## Problem description
Without the pictures, output the lines of the material from the very first through the one that holds "import React from".

## Recorded data
-.-.-
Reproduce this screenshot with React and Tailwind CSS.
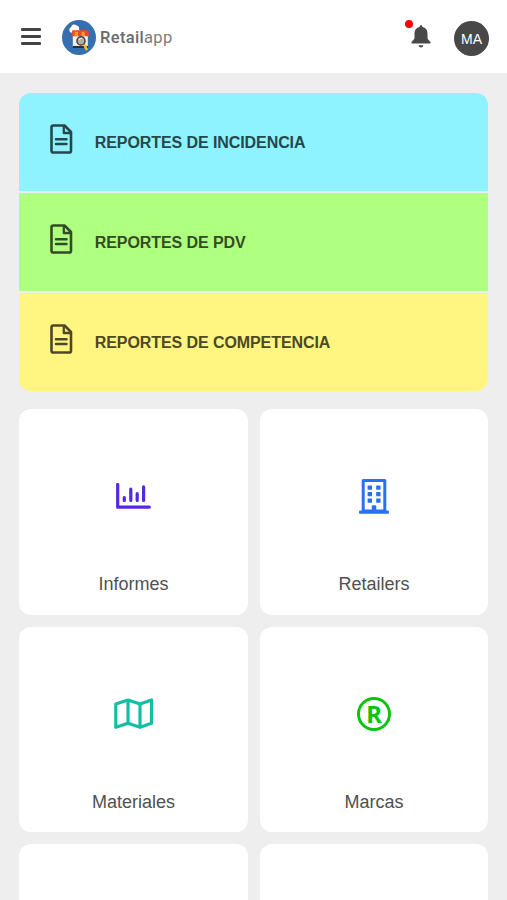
import React from "react";

// ── Constants ──────────────────────────────────────────────────────────────
const REPORTS = [
  { label: "REPORTES DE INCIDENCIA", row: "bg-[#8ef3ff]", ink: "text-[#27474b]" },
  { label: "REPORTES DE PDV", row: "bg-[#afff80]", ink: "text-[#344b26]" },
  { label: "REPORTES DE COMPETENCIA", row: "bg-[#fff580]", ink: "text-[#4d4926]" },
];

const MODULES = [
  { label: "Informes", Icon: ChartIcon },
  { label: "Retailers", Icon: BuildingIcon },
  { label: "Materiales", Icon: MapIcon },
  { label: "Marcas", Icon: RegisteredIcon },
  { label: "", Icon: null },
  { label: "", Icon: null },
];

// ── Icons ──────────────────────────────────────────────────────────────────

function Logo() {
  return (
    <svg width="34" height="35" viewBox="0 0 34 34" preserveAspectRatio="none" className="flex-shrink-0">
      <circle cx="17" cy="17" r="17" fill="#356faf" />
      <path d="M10 12.500a3 3 0 0 1-.8-5.800 3 3 0 0 1 5.200-1.300 2.700 2.700 0 0 1 2.600 2.800l1 4.300z" fill="#fff" />
      <path d="M10.800 14h15v12.500h-15z" fill="#eef1f4" />
      <path d="M10.800 25.200h15.300v2H10.800z" fill="#26313a" />
      <path d="M10.300 10h16l1 5.800H9.600z" fill="#e94a2b" />
      <path d="M12.800 11.500h3.200v4.300h-3.500zM19.500 11.500h3l.5 4.300h-3.500z" fill="#f99b2c" />
      <path d="m22.300 24 2.200 4.300" stroke="#f8c22c" strokeWidth="2.600" strokeLinecap="round" />
      <circle cx="19" cy="20.300" r="4" fill="#b5ada3" stroke="#493e3c" strokeWidth="1.500" />
      <path d="M17 19.500q1-2 3-1.700" stroke="#ece8e0" fill="none" />
    </svg>
  );
}

function BellIcon() {
  return (
    <svg width="20" height="23" viewBox="0 0 20 23" fill="#484848">
      <path d="M10 .3c.9 0 1.400.7 1.400 1.600 3.400.7 5.100 3.200 5.100 6.300v4.200c0 1.400.7 2.400 1.800 3.300l.9 1c.7.7.5 1.800-.6 1.800H1.400c-1.100 0-1.300-1.100-.6-1.800l.9-1c1.100-.9 1.800-1.900 1.800-3.300V8.200c0-3.100 1.700-5.600 5.100-6.300 0-.9.500-1.600 1.400-1.600z" />
      <path d="M7.600 20.200h4.800c-.3 1.500-1.100 2.200-2.400 2.200s-2.100-.7-2.400-2.200z" />
    </svg>
  );
}

function FileIcon() {
  return (
    <svg width="23" height="30" viewBox="0 0 23 30" fill="none" stroke="currentColor" strokeWidth="2.600" strokeLinejoin="round">
      <path d="M3.300 1.500h11.200l6.500 6.500v18.700q0 1.800-1.800 1.800H3.300q-1.800 0-1.800-1.800V3.300q0-1.800 1.800-1.800z" />
      <path d="M13.800 2v7h7" strokeWidth="2.300" />
      <path d="M6 15.300h10.500M6 20h10.500" strokeWidth="2.500" strokeLinecap="round" />
    </svg>
  );
}

function ChartIcon() {
  return (
    <svg width="35" height="26" viewBox="0 0 35 26" fill="none" stroke="#5527e2" strokeWidth="3.200" strokeLinecap="round">
      <path d="M1.700 1.500v22.700h31.600" strokeLinejoin="round" />
      <path d="M8.300 14.500v3M14.800 6.200v11.300M21.200 10.500v7M27.600 3.800v13.700" />
    </svg>
  );
}

function BuildingIcon() {
  return (
    <svg width="30" height="36" viewBox="0 0 30 36" fill="#2970f5">
      <path d="M4.200 2.500h21.600V33H4.200z" fill="none" stroke="#2970f5" strokeWidth="3" strokeLinejoin="round" />
      <path d="M8.600 7.500H13v4.300H8.600zM17.200 7.500h4.300v4.300h-4.300zM8.600 14H13v4.300H8.600zM17.200 14h4.300v4.300h-4.300zM8.600 20.500H13v4.300H8.600zM17.200 20.500h4.300v4.300h-4.300z" />
      <path d="M12.800 34v-5.700q0-1 1-1h2.400q1 0 1 1V34z" />
      <rect y="32.500" width="30" height="3.300" rx="1" />
    </svg>
  );
}

function MapIcon() {
  return (
    <svg width="39" height="32" viewBox="0 0 39 32" fill="none" stroke="#11bfa5" strokeWidth="3.200" strokeLinejoin="round">
      <path d="M1.800 6 14 2l12 4 11.500-4v23.300l-11.500 4-12-4-12.200 4z" />
      <path d="M14 2v23.300M26 6v23.300" />
    </svg>
  );
}

function RegisteredIcon() {
  return (
    <div className="flex size-[34px] items-center justify-center rounded-full border-[3px] border-[#0bc40f] font-['Noto_Sans',sans-serif] text-[24px] font-bold leading-none text-[#0bc40f]">
      R
    </div>
  );
}

// ── Sub-components ─────────────────────────────────────────────────────────

function Header() {
  return (
    <header className="flex h-[73px] items-center bg-white pl-[21px] pr-[18px] pt-[2px]">
      <button aria-label="Menu" className="mt-[-2px] flex w-5 flex-col gap-1">
        <span className="h-[3px] w-full rounded-[1px] bg-[#444444]" />
        <span className="h-[3px] w-full rounded-[1px] bg-[#444444]" />
        <span className="h-[3px] w-full rounded-[1px] bg-[#444444]" />
      </button>
      <div className="ml-[21px] flex items-center gap-1">
        <Logo />
        <span className="pt-0.5 font-[Roboto,sans-serif] text-[16.500px] leading-none tracking-[0.020em] text-[#7d7d7d]">
          <span className="font-medium text-[#6a6a6a]">Retail</span>app
        </span>
      </div>
      <div className="ml-auto flex items-center gap-[23px]">
        <button aria-label="Notificaciones" className="relative mt-[-2px]">
          <BellIcon />
          <span className="absolute -left-[6px] -top-[5px] size-2 rounded-full bg-[#ff0000]" />
        </button>
        <div className="mt-px flex size-[35px] items-center justify-center rounded-full bg-[#484848] pt-0.5 text-[14px] leading-none text-white">
          MA
        </div>
      </div>
    </header>
  );
}

function ReportRow({ label, row, ink }) {
  return (
    <a className={`flex h-[98px] items-center pl-[31px] ${row} ${ink}`}>
      <span className="mb-1.5">
        <FileIcon />
      </span>
      <span className="ml-[21.500px] mt-0.5 text-[16px] font-bold leading-none tracking-[-0.005em]">{label}</span>
    </a>
  );
}

function ModuleCard({ label, Icon }) {
  return (
    <a className="flex h-[205.500px] flex-col items-center rounded-xl bg-white text-[#505050]">
      <span className="mt-[67px] flex h-10 items-center">{Icon && <Icon />}</span>
      <span className="mt-[57px] text-[18px] leading-[22px]">{label}</span>
    </a>
  );
}

// ── Main component ─────────────────────────────────────────────────────────

export default function App() {
  return (
    <div className="h-[900px] w-[507px] overflow-hidden bg-[#eeeeee] font-['Liberation_Sans',Arial,sans-serif]">
      <Header />
      <main className="pl-[19.250px] pr-[18.750px] pt-5">
        <div className="flex flex-col gap-0.5 overflow-hidden rounded-xl">
          {REPORTS.map((r) => (
            <ReportRow key={r.label} {...r} />
          ))}
        </div>
        <div className="mt-[18px] grid grid-cols-2 gap-3">
          {MODULES.map((m, i) => (
            <ModuleCard key={i} {...m} />
          ))}
        </div>
      </main>
    </div>
  );
}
-.-.-
## Answer for the task
Reproduce this screenshot with React and Tailwind CSS.
import React from "react";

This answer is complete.